Retail banking is a way for financial firms to gather additional market share in countries where they could also sell mutual funds or other services. “These countries are growing rapidly and presumably will follow the same general pattern that we have, of banking services being demanded at a higher and higher level,” says Leisenring, adding, however, that emerging markets may bypass some steps of the financial evolution experienced in the United States. “For example, they might skip over the whole process of having checking accounts that require physical checks to be written out and cleared, and just jump right into doing it electronically.”

Over time, Tschoegl predicts, global banks will eventually lose their edge in the emerging economies they now seek to conquer.
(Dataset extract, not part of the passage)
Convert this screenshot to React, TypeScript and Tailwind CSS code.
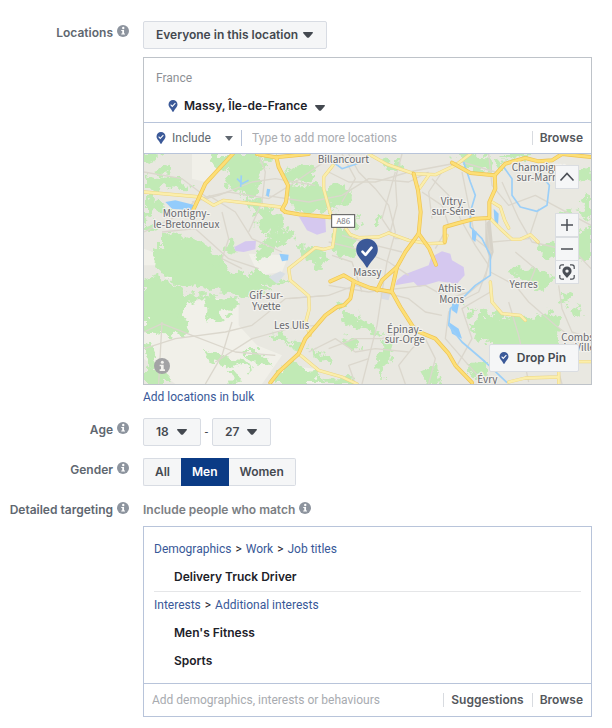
import { useState } from "react";
import type { ReactNode } from "react";

const FONT = "font-['Roboto','Liberation_Sans',sans-serif] [&_.font-semibold]:font-['Inter','Liberation_Sans',sans-serif]";

function InfoIcon() {
  return (
    <svg viewBox="0 0 24 24" className="mb-1 size-3 shrink-0" aria-hidden="true">
      <circle cx="12" cy="12" r="12" fill="#8d949e" />
      <circle cx="12.5" cy="6" r="2.4" fill="#fff" />
      <path d="M8.5 10h5.6v7H16v2H8.500v-2h2v-5h-2z" fill="#fff" />
    </svg>
  );
}

function Caret({ className = "" }: { className?: string }) {
  return (
    <svg viewBox="0 0 10 6" className={`h-1.5 w-2.5 shrink-0 ${className}`} aria-hidden="true">
      <path d="M.6 0h8.800q.6.1.5.9L6 5.400q-1 .9-2 0L.1.9Q0 .1.6 0z" fill="#444950" />
    </svg>
  );
}

function PinIcon({ className }: { className: string }) {
  return (
    <svg viewBox="0 0 22 29" className={`shrink-0 ${className}`} aria-hidden="true">
      <path
        d="M11 0a10.800 10.800 0 0 1 10.800 10.800c0 3.200-1.600 6-3.800 8.600-2.300 2.800-4.200 5.500-5.500 8.300-.7 1.400-2.300 1.400-3 0-1.300-2.800-3.200-5.500-5.500-8.300C1.800 16.800.2 14 .2 10.800A10.800 10.800 0 0 1 11 0z"
        fill="#3b5998"
      />
      <path d="M6.200 12.200l3 3.200 6.600-6.800" fill="none" stroke="#fff" strokeWidth="2.600" strokeLinecap="square" />
    </svg>
  );
}

function DropDown({ id, label, options, className }: { id: string; label?: string; options: string[]; className: string }) {
  return (
    <span className="relative inline-flex items-center">
      <select
        id={id}
        aria-label={label}
        className={`h-7 appearance-none rounded-xs border border-[#d8dce3] bg-[#f5f6f7] pl-3 text-xs font-semibold text-[#444950] ${className}`}
      >
        {options.map((o) => (
          <option key={o}>{o}</option>
        ))}
      </select>
      <Caret className="pointer-events-none absolute right-3.5" />
    </span>
  );
}

function Row({ label, htmlFor, children }: { label: string; htmlFor: string; children: ReactNode }) {
  return (
    <div className="flex gap-3.5">
      <div className="flex h-5 w-[129px] shrink-0 items-center justify-end gap-1 pt-1">
        <label htmlFor={htmlFor} className="whitespace-nowrap font-semibold text-[#606770]">
          {label}
        </label>
        <InfoIcon />
      </div>
      <div className="min-w-0 flex-1">{children}</div>
    </div>
  );
}

const WOODS = [
  "M210 6L345 6 365 40 350 80 345 120 300 130 250 105 240 70 270 55 225 50z",
  "M6 80L40 68 90 72 150 95 140 112 60 108 6 112z",
  "M6 132L40 140 60 160 120 185 90 190 40 180 6 205z",
  "M6 205L40 215 50 232 30 248 6 240z",
  "M60 255L100 240 150 262 200 285 240 310 250 345 220 360 160 345 100 325 60 290z",
  "M40 285L90 300 140 330 240 345 330 385 400 420 330 425 300 440 250 420 180 410 110 400 60 365 36 345z",
  "M6 385L50 375 90 395 150 430 230 430 300 450 270 480 230 490 235 510 190 500 190 440 140 450 125 510 60 490 6 460z",
  "M6 455L70 480 120 500 135 530 90 560 60 540 6 545z",
  "M60 540L90 560 110 520 145 530 120 555z",
  "M6 640L60 655 90 690 95 696 6 696z",
  "M6 575L20 560 50 640 20 650z",
  "M300 130L345 140 400 185 405 225 350 240 350 200z",
  "M310 6L400 6 385 24 330 22z",
  "M420 60L500 40 530 65 490 95 450 85z",
  "M440 90L470 100 540 100 565 165 530 190 480 180 440 165z",
  "M540 115L590 95 632 115 632 150 575 170z",
  "M575 225L620 235 650 290 635 320 590 315 565 275z",
  "M370 175L420 185 425 225 390 240 365 215z",
  "M390 250L450 235 470 250 420 275 380 285z",
  "M470 285L540 290 560 330 530 345 480 320z",
  "M340 305L385 260 410 270 375 315 345 325z",
  "M250 268L280 260 280 300 255 295z",
  "M370 240L440 228 440 242 380 262z",
  "M330 350L440 385 430 395 350 400 320 385z",
  "M715 25L790 30 785 52 740 55z",
  "M6 6L55 6 40 25 6 36z",
  "M40 50L80 38 90 55 60 66z",
  "M595 490L650 485 645 500 700 520 715 555 660 530 600 510z",
  "M580 450L600 440 610 470 585 475z",
  "M590 550L625 555 655 580 630 600z",
  "M500 595L530 590 570 630 560 640 520 610z",
  "M395 665L450 625 500 645 540 680 560 696 400 696z",
  "M540 675L620 672 640 696 560 696z",
  "M1080 6L1170 6 1170 18 1100 26z",
  "M990 515L1050 480 1080 490 1140 500 1190 500 1210 475 1250 500 1240 560 1250 600 1080 600 1050 575 1000 560z",
  "M1100 355L1180 345 1230 370 1200 410 1130 390z",
  "M1280 240L1347 225 1347 325 1300 330z",
  "M1310 150L1347 130 1347 200 1320 180z",
  "M1190 275L1240 275 1235 315 1200 310z",
  "M1250 180L1290 170 1300 190 1260 215z",
  "M830 660L880 635 900 690 850 696z",
  "M970 650L1030 620 1040 670 1000 680z",
  "M940 6L1040 10 1050 50 1000 62 960 45z",
  "M1060 20L1085 25 1080 60 1065 50z",
  "M1270 45L1347 50 1347 85 1310 85z",
  "M620 260L640 270 640 300 620 290z",
  "M625 200L650 195 660 215 640 225z",
  "M1250 430L1290 415 1300 440 1265 455z",
  "M1290 470L1310 450 1320 480 1300 500z",
  "M300 600L350 600 390 640 350 635z",
  "M180 600L240 605 330 635 340 650 270 640 200 625z",
  "M450 565L485 570 480 590 450 585z",
  "M720 560L760 550 750 600 735 640 720 690 710 640z",
  "M1020 480L1035 470 1050 490 1020 500z",
  "M395 540L450 560 440 575 400 560z",
  "M970 460L1000 470 985 490z",
  "M690 195L705 190 720 210 700 225z",
  "M250 660L290 665 300 685 270 696z",
];

const FIELDS = [
  "M150 6L300 6 190 90 150 80z",
  "M6 290L60 310 50 340 6 340z",
  "M320 305L440 310 420 360 350 370z",
  "M6 470L200 440 290 440 290 520 345 580 420 610 360 696 100 696 6 620z",
  "M60 340L130 350 110 380 70 380z",
  "M420 640L520 650 540 696 400 690z",
];

const MINOR = [
  "M6 240L90 200 170 140 260 120 380 140 460 90 560 20",
  "M150 150L230 130 330 90 400 80 520 100",
  "M200 130L280 180 330 260 420 300",
  "M60 240L160 230 260 320 350 350",
  "M6 60L120 80 200 140",
  "M350 6L370 60 360 150 320 240",
  "M240 180L260 260 240 320 300 350",
  "M370 130L500 150 600 130 680 80 800 90 860 60",
  "M620 6L650 60 700 110 740 160 760 240 735 330 720 420 705 520 660 696",
  "M560 60L620 90 700 90 800 60",
  "M600 6L640 80 600 150",
  "M760 60L740 130 720 200 760 260 800 260",
  "M780 6L760 80 765 160 745 240",
  "M700 20L800 60 960 30 1060 60",
  "M870 80L920 130 960 210 1000 280 1040 340 1010 420 950 450",
  "M840 120L900 160 920 220 880 290",
  "M960 60L980 160 1000 260 1050 300",
  "M1030 200L1045 300 1030 380 960 440 920 480 910 560 980 640 1030 696",
  "M1040 6L1050 100 1100 160 1180 130 1347 220",
  "M1080 90L1130 200 1170 270 1300 300 1347 350",
  "M1190 170L1160 260 1050 270",
  "M1045 360L1120 400 1160 450 1240 520 1347 600",
  "M1045 420L960 470 990 560 940 650",
  "M560 400L680 420 850 400 920 440 980 420",
  "M720 420L800 440 850 480 900 490",
  "M440 440L560 430 640 400 720 420",
  "M6 590L100 560 250 540 330 520 430 440 560 430",
  "M60 510L50 696",
  "M6 540L60 515 150 550 280 600 400 610",
  "M220 630L330 560 440 530 520 520",
  "M190 696L240 610 270 510",
  "M560 590L640 560 720 560 820 520",
  "M500 600L580 560 640 600 700 590 800 600",
  "M790 696L770 640 810 590 850 550",
  "M640 696L620 640 680 620",
  "M850 560L880 620 860 696",
  "M560 270L640 290 740 330 800 370",
  "M570 310L630 330 660 420",
  "M600 250L700 280 780 300",
  "M1100 450L1130 550 1160 690",
  "M1250 400L1260 470 1290 540 1347 560",
  "M900 60L860 120 870 200",
  "M1120 300L1180 350 1160 400",
  "M1250 660L1260 696",
];

const YELLOW = [
  "M6 120L175 135 215 160 245 145 415 165 430 178",
  "M573 40L545 75 545 110 568 195",
  "M580 225L572 285 545 292 520 287 440 350 445 385 500 432 502 470 490 515 505 550",
  "M612 230L625 248 650 257 710 255 740 243",
  "M680 6L735 37 815 65 880 68 940 40 985 6",
  "M860 70L832 110",
  "M740 243L800 265 860 275 908 273 915 250",
  "M1047 148L1075 165 1088 205 1100 228",
  "M1045 200L1075 230 1110 262 1135 262 1165 248 1188 270",
  "M1045 390L1050 450 1080 485 1135 490 1150 505",
  "M470 605L530 655 600 675 645 696",
  "M1100 690L1150 678 1250 675M1250 696L1250 655M1310 629H1347",
];

const ORANGE = [
  "M272 6L190 95 165 150 150 182",
  "M345 6L400 16 500 6M403 16L410 45 438 100 432 150 420 172 430 180",
  "M430 180L470 187 565 196",
  "M815 65L828 115 836 180 830 245 790 300 765 345 720 385 705 415",
  "M830 245L862 290 882 338",
  "M765 345L748 420",
  "M565 388L605 370 640 390 685 408 750 420 775 465 820 535 880 560 920 605 940 640 990 692",
  "M635 390L625 440 605 460 585 465 550 490 490 560 470 605 410 660 385 692",
  "M908 270L908 225 950 213 1000 200 1042 198",
  "M930 32L985 63 1058 70 1090 35 1150 18 1190 28 1230 25 1260 6 1347 15",
  "M1058 70L1060 110 1042 150 1042 195",
];

const WATER = [
  "M70 150L100 145 160 160 145 175 90 170z",
  "M412 305L440 308 438 325 420 328z",
  "M1055 170L1070 185 1068 220 1058 215z",
  "M930 450L955 435 945 485 930 475z",
  "M920 510L950 530 960 560 930 545z",
  "M375 110L385 112 380 135 372 130z",
  "M990 230L1005 240 1000 270 990 262z",
];

const STREAMS = [
  "M965 30L985 90 1000 130 985 180 985 225 1020 260 1045 310 1045 370 1000 400 970 430 925 470 920 520 960 570 1030 630 1095 692",
  "M1085 45L1110 80 1110 130 1135 165 1185 178 1215 160 1222 100 1190 60",
  "M573 30L600 50 660 30",
  "M285 80L300 95 320 85M298 70L296 105",
];

const LABELS: { x: number; y: number; lines: string[] }[] = [
  { x: 604, y: 32, lines: ["Billancourt"] },
  { x: 133, y: 196, lines: ["Montigny-", "le-Bretonneux"] },
  { x: 934, y: 158, lines: ["Vitry-", "sur-Seine"] },
  { x: 1194, y: 56, lines: ["Champigny-", "sur-Marne"] },
  { x: 676, y: 371, lines: ["Massy"] },
  { x: 929, y: 421, lines: ["Athis-", "Mons"] },
  { x: 1145, y: 407, lines: ["Yerres"] },
  { x: 373, y: 442, lines: ["Gif-sur-", "Yvette"] },
  { x: 449, y: 530, lines: ["Les Ulis"] },
  { x: 788, y: 542, lines: ["Épinay-", "sur-Orge"] },
  { x: 1036, y: 694, lines: ["Évry"] },
  { x: 1312, y: 566, lines: ["Combs-", "la-Ville"] },
];

function MapDrawing() {
  return (
    <svg
      viewBox="6 6 1341 690"
      preserveAspectRatio="xMidYMid slice"
      className="block h-[230px] w-full bg-[#e9e8e1]"
      role="img"
      aria-label="Map of the area around Massy"
    >
      <defs>
        <filter id="coast" x="-5%" y="-5%" width="110%" height="110%">
          <feTurbulence type="fractalNoise" baseFrequency="0.035" numOctaves="4" seed="4" />
          <feDisplacementMap in="SourceGraphic" scale="55" xChannelSelector="R" yChannelSelector="G" />
        </filter>
      </defs>
      <g fill="#f1f0e9">
        {FIELDS.map((d) => (
          <path key={d} d={d} />
        ))}
      </g>
      <g fill="#c1eab5" filter="url(#coast)">
        {WOODS.map((d) => (
          <path key={d} d={d} />
        ))}
      </g>
      <g fill="#d5c8ef">
        <path d="M765 385L785 368 860 340 868 315 900 298 925 305 930 325 965 345 968 370 945 395 890 388 830 405 815 390 760 400z" />
        <path d="M470 193L550 197 552 240 525 248 495 235z" />
        <path d="M277 285L310 268 342 266 340 292 305 300 280 297z" />
      </g>
      <path d="M715 423L745 423 740 445 718 440z" fill="#d9dce3" />
      <path d="M380 375L415 358 430 365 405 395z" fill="#d9dfe4" />
      <path d="M1030 215L1045 200 1055 300 1045 330 1030 280z" fill="#d6d2c8" />
      <g fill="none" stroke="#dbd7cd" strokeWidth="4" strokeLinejoin="round">
        {MINOR.map((d) => (
          <path key={d} d={d} />
        ))}
      </g>
      <g fill="#93ccfb">
        {WATER.map((d) => (
          <path key={d} d={d} />
        ))}
      </g>
      <g fill="none" stroke="#9bcff8" strokeWidth="5" strokeLinejoin="round">
        {STREAMS.map((d) => (
          <path key={d} d={d} />
        ))}
      </g>
      <g fill="none" strokeLinejoin="round" strokeLinecap="round">
        <g stroke="#ecd582" strokeWidth="10">
          {YELLOW.map((d) => (
            <path key={d} d={d} />
          ))}
        </g>
        <g stroke="#fbeeab" strokeWidth="7">
          {YELLOW.map((d) => (
            <path key={d} d={d} />
          ))}
        </g>
        <g stroke="#efc452" strokeWidth="12">
          {ORANGE.map((d) => (
            <path key={d} d={d} />
          ))}
        </g>
        <g stroke="#fddf76" strokeWidth="8">
          {ORANGE.map((d) => (
            <path key={d} d={d} />
          ))}
        </g>
      </g>
      <rect x="569" y="188" width="69" height="38" fill="#fff" stroke="#555" strokeWidth="3" />
      <g
        fontFamily="'Noto Sans CJK SC', 'Open Sans', sans-serif"
        textAnchor="middle"
        fill="#66676c"
        stroke="#f3f2ee"
        strokeWidth="7"
        strokeLinejoin="round"
        paintOrder="stroke"
      >
        <text x="604" y="216" fontSize="24" fill="#77787c" strokeWidth="0">
          A86
        </text>
        {LABELS.map((l) => (
          <text key={l.lines[0]} y={l.y} fontSize="30">
            {l.lines.map((line, i) => (
              <tspan key={line} x={l.x} dy={i * 32}>
                {line}
              </tspan>
            ))}
          </text>
        ))}
      </g>
      <g transform="translate(642 260) scale(3)">
        <path
          d="M11 0a10.800 10.800 0 0 1 10.800 10.800c0 4-2 7-4.800 10.200-2.500 2.900-4.200 5-5.200 7.400-.4.800-1.200.8-1.600 0-1-2.400-2.700-4.500-5.200-7.400C2.200 17.800.2 14.800.2 10.800A10.800 10.800 0 0 1 11 0z"
          fill="#3b5998"
        />
        <path d="M6.500 13l3 3.200 6-7.200" fill="none" stroke="#fff" strokeWidth="2.600" strokeLinecap="round" strokeLinejoin="round" />
      </g>
      <g>
        <circle cx="60" cy="642" r="24" fill="#a3a3a5" />
        <circle cx="61" cy="631" r="4.500" fill="#f3f2ee" />
        <path d="M53 638h12v14h4v5H53v-5h4v-9h-4z" fill="#f3f2ee" />
      </g>
    </svg>
  );
}

const MAP_BUTTON =
  "flex size-6 items-center justify-center border border-[#dadde1] bg-[#f5f6f7] text-[#4b4f56]";

function MapPanel() {
  return (
    <div className="relative">
      <MapDrawing />
      <div className="absolute top-[11px] right-3 flex flex-col">
        <button type="button" aria-label="Collapse map" className={MAP_BUTTON}>
          <svg viewBox="0 0 16 16" className="size-4" aria-hidden="true">
            <path d="M1.500 11.500L8 4.500l6.500 7" fill="none" stroke="currentColor" strokeWidth="1.600" />
          </svg>
        </button>
        <button type="button" aria-label="Zoom in" className={`mt-6 ${MAP_BUTTON}`}>
          <svg viewBox="0 0 12 12" className="size-3" aria-hidden="true">
            <path d="M0 6h12M6 0v12" fill="none" stroke="currentColor" strokeWidth="1.500" />
          </svg>
        </button>
        <button type="button" aria-label="Zoom out" className={MAP_BUTTON}>
          <svg viewBox="0 0 12 12" className="size-3" aria-hidden="true">
            <path d="M0 6h12" fill="none" stroke="currentColor" strokeWidth="1.500" />
          </svg>
        </button>
        <button type="button" aria-label="Centre map" className={`-mt-px ${MAP_BUTTON}`}>
          <svg viewBox="0 0 16 16" className="size-4 shrink-0" aria-hidden="true">
            <path
              d="M.8 5V3Q.8.8 3 .8h2M11 .8h2q2.200 0 2.200 2.200v2M15.200 11v2q0 2.200-2.200 2.200h-2M5 15.200H3Q.8 15.200.8 13v-2"
              fill="none"
              stroke="currentColor"
              strokeWidth="1.200"
            />
            <path
              d="M8 2.400a4.600 4.600 0 0 1 4.600 4.600c0 2.800-2.600 4.400-4.600 7-2-2.600-4.600-4.200-4.600-7A4.600 4.600 0 0 1 8 2.400zm0 3a1.700 1.700 0 1 0 0 3.400 1.700 1.700 0 0 0 0-3.400z"
              fill="currentColor"
              fillRule="evenodd"
            />
          </svg>
        </button>
      </div>
      <button
        type="button"
        className="absolute right-3 bottom-3 flex h-7 items-center gap-2 rounded-xs border border-[#dadde1] bg-[#f5f6f7] pr-3 pl-[9px] text-xs font-semibold text-[#444950]"
      >
        <PinIcon className="h-3 w-2.5" />
        Drop Pin
      </button>
    </div>
  );
}

function Gender() {
  const [value, setValue] = useState("Men");
  const base = "relative flex cursor-pointer items-center border-y px-[11px]";
  return (
    <fieldset aria-label="Gender" className="flex h-7 font-semibold">
      {["All", "Men", "Women"].map((g) => (
        <label
          key={g}
          className={`${base} ${
            value === g ? "border-[#0b3b85] bg-[#0b3b85] text-white" : "border-[#d8dce3] bg-[#f5f6f7] text-[#444950]"
          } first-of-type:rounded-l-xs first-of-type:border-l last-of-type:rounded-r-xs last-of-type:border-r`}
        >
          <input
            type="radio"
            name="gender"
            id={g === "All" ? "gender" : undefined}
            checked={value === g}
            onChange={() => setValue(g)}
            className="sr-only"
          />
          {g}
        </label>
      ))}
    </fieldset>
  );
}

function Crumbs({ items }: { items: string[] }) {
  return (
    <div className="flex h-7 items-center gap-1 text-[#1d2129]">
      {items.map((item, i) => (
        <span key={item} className="flex gap-1">
          {i > 0 && <span>&gt;</span>}
          <a href="#" className="text-[#385898]">
            {item}
          </a>
        </span>
      ))}
    </div>
  );
}

export default function App() {
  return (
    <main className={`flex min-h-screen flex-col bg-white pt-[21px] pr-5 pb-3 text-xs ${FONT}`}>
      <Row label="Locations" htmlFor="scope">
        <DropDown id="scope" options={["Everyone in this location"]} className="w-[184px]" />
        <div className="mt-2 border border-[#bec3c9]">
          <div className="flex h-[65px] flex-col border-b border-[#b8c4da] pl-3">
            <span className="pt-3 leading-4 text-[#8d9095]">France</span>
            <div className="flex items-center pt-3 pl-3 leading-4">
              <PinIcon className="h-3 w-2.5" />
              <span className="pl-1.5 font-semibold text-[#1d2129]">Massy, Île-de-France</span>
              <button type="button" aria-label="Location options" className="pt-1 pl-2">
                <Caret />
              </button>
            </div>
          </div>
          <div className="flex h-[31px] items-center border-b border-[#b8c4da] pl-3">
            <PinIcon className="h-3 w-2.5" />
            <span className="relative flex items-center">
              <select aria-label="Include or exclude" className="w-[67px] appearance-none pl-1.5 text-[#606770]">
                <option>Include</option>
                <option>Exclude</option>
              </select>
              <svg viewBox="0 0 8 5" className="pointer-events-none absolute right-0 h-[5px] w-2" aria-hidden="true">
                <path d="M0 0h8L4 5z" fill="#606770" />
              </svg>
            </span>
            <input
              type="text"
              aria-label="Type to add more locations"
              placeholder="Type to add more locations"
              className="ml-2 h-4 min-w-0 flex-1 border-l border-[#b8c4da] pl-2.5 outline-none placeholder:text-[#a8abb0]"
            />
            <button type="button" className="h-3.5 border-l border-[#d8dbe0] pr-2 pl-[7px] leading-3 font-semibold text-[#54575c]">
              Browse
            </button>
          </div>
          <MapPanel />
        </div>
        <a href="#" className="mt-1 mb-3 block leading-[17px] text-[#385898]">
          Add locations in bulk
        </a>
      </Row>

      <Row label="Age" htmlFor="age-min">
        <div className="flex items-center gap-[3px] text-[#444950]">
          <DropDown id="age-min" options={["18"]} className="w-[58px]" />
          <span className="w-[5px] text-center">-</span>
          <DropDown id="age-max" label="Maximum age" options={["27"]} className="w-[59px]" />
        </div>
      </Row>

      <div className="mt-3">
        <Row label="Gender" htmlFor="gender">
          <Gender />
        </Row>
      </div>

      <div className="mt-3">
        <Row label="Detailed targeting" htmlFor="targeting">
          <div className="flex h-5 items-center gap-1 pt-1 font-semibold text-[#7b7e83]">
            Include people who match <InfoIcon />
          </div>
          <div className="mt-2 border border-[#b8c4da]">
            <div className="px-2.5 pt-2 pb-2 text-[#1d2129]">
              <Crumbs items={["Demographics", "Work", "Job titles"]} />
              <p className="flex h-7 items-center pl-5 font-semibold">Delivery Truck Driver</p>
              <hr className="-mb-px border-[#e5e6e8]" />
              <Crumbs items={["Interests", "Additional interests"]} />
              <p className="flex h-7 items-center pl-5 font-semibold">Men&apos;s Fitness</p>
              <p className="flex h-7 items-center pl-5 font-semibold">Sports</p>
            </div>
            <div className="flex h-[33px] items-center border-t border-[#b8c4da] pl-2 text-[#54575c]">
              <input
                id="targeting"
                type="text"
                placeholder="Add demographics, interests or behaviours"
                className="min-w-0 flex-1 outline-none placeholder:text-[#a8abb0]"
              />
              <button type="button" className="h-3.5 border-l border-[#d8dbe0] pr-2 pl-[7px] leading-3 font-semibold">
                Suggestions
              </button>
              <button type="button" className="h-3.5 border-l border-[#d8dbe0] pr-2 pl-[7px] leading-3 font-semibold">
                Browse
              </button>
            </div>
          </div>
        </Row>
      </div>
    </main>
  );
}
Local competition, he says, will spring up, most likely in the form of local employees hired by Citigroup, GE or other international banks. “They will say, ‘I have been working for GE for 10 years. I know the business. Let’s start something.’ And pretty soon there will be local competitors who can offer the same product and operate a little more cost-effectively and not have to report to a faraway headquarters.”

The arrival of international bankers actually helps locals grow stronger in the long run, says Tschoegl. Global players make the environment for banking better for lenders in emerging markets by establishing new structures, such as credit bureaus, stricter bankruptcy procedures or new ways to register collateral. “This makes it easier for local firms to get started and to grow.”

In the past, Tschoegl says, international financial firms have sold off operations to employees in developing countries because they were no longer making the profits they once did. Also, he says, problems at home can cause international bankers to give up operations in far-flung countries and leave them in the hands of locals. “What we are looking at is a window of opportunity of five to ten years.”